Using the forward algorithm. The probability of observing s is the sum of the last column in the forward table. This corresponds to sum of probabilities of all possible paths that can create s.
Give the formula for an element in the Forward table F_l(i), where l is the state and i is the position in the sequence s
F_l(i) = E_k(s_i) sum_k F_k(i-1) T_{kl}
Where sum_k signifies summing over all states in the previous column.
What algorithms can be used to compute the probability of state k for position i given sequence s?
The Forward and Backward algorithms can be used for this type of posterior decoding.
Give the formula for an element in the Backward table B_l(i), where l is the state and i is the position in the sequence s
B_l(i) = sum_k E_k(s_{i+1}) T_{lk}B_k(i+1)
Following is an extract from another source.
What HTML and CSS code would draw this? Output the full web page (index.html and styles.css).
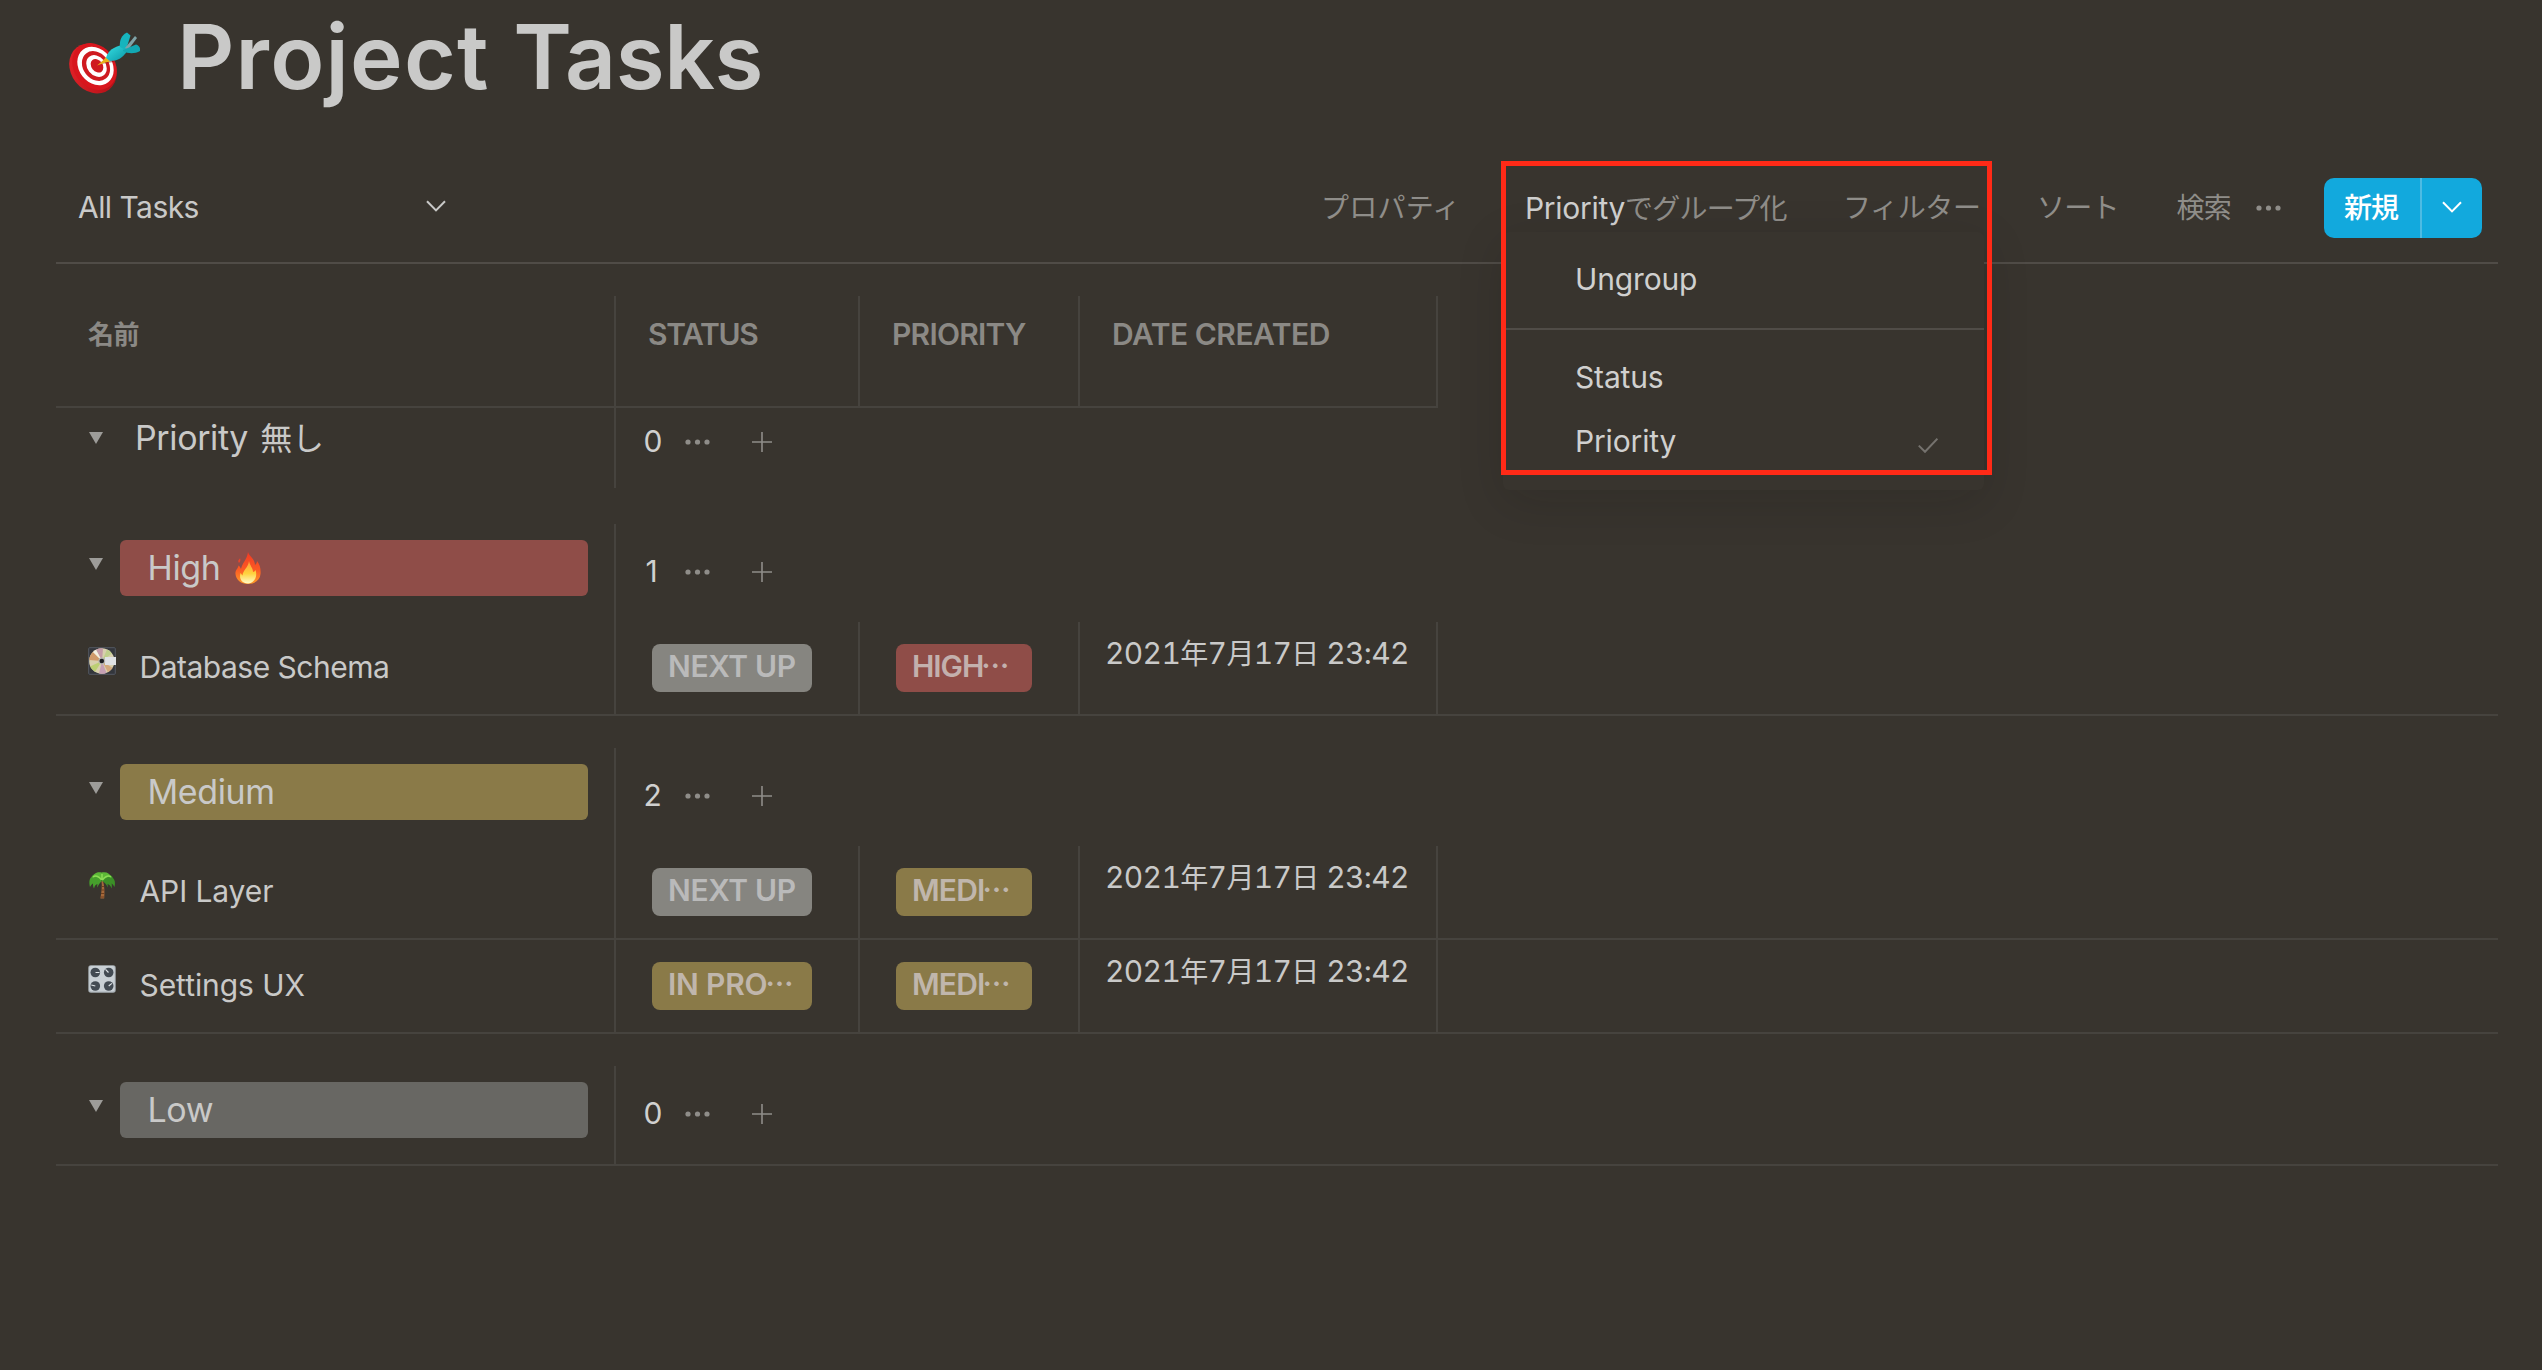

Where sum_k signifies summing over all states in the previous column.
Give the formula for the probability of of state k for position i given sequence s?
P(\pi_i = k | s) = F_k(i) B_k(i) / P(s)
where F is the forward table
B is the backward table
and P(s) is the probability of s given the HMM
What are the differences between Viterbi algorithm and posterior decoding using forward and backward algorithms?
Posterior decoding gives the complete probability distribution of the state at each position. Viterbi only gives the most probable path.
Why is it possible, in principle, to predict protein function from the corresponding DNA sequence?
In principle,
- DNA sequence determines the amino acid sequence
- The amino acid sequence determines the protein folding pattern and 3D structure
- The 3D structure determines protein function
Explain the idea behind Profile HMM
Proteins with similar functions (families) have similar structures in their amino acid sequence.
We can train a HMM to match a family.
It is then possible to test new protein sequences with this HMM. A high probability score from the forward algorithm signifies that the protein might belong to the family.
List the three types of states used in Profile HMMS
Match states
Insertion states
Deletion states
What is the purpose of the Viterbi algorithm?
To find the most probable path in a given HMM that created a sequence.
Give the formula for an element in the Viterbi table table V_l(i), where l is the state and i is the position in the sequence s
E_k(s_i) max F_k(i-1) T_{kl}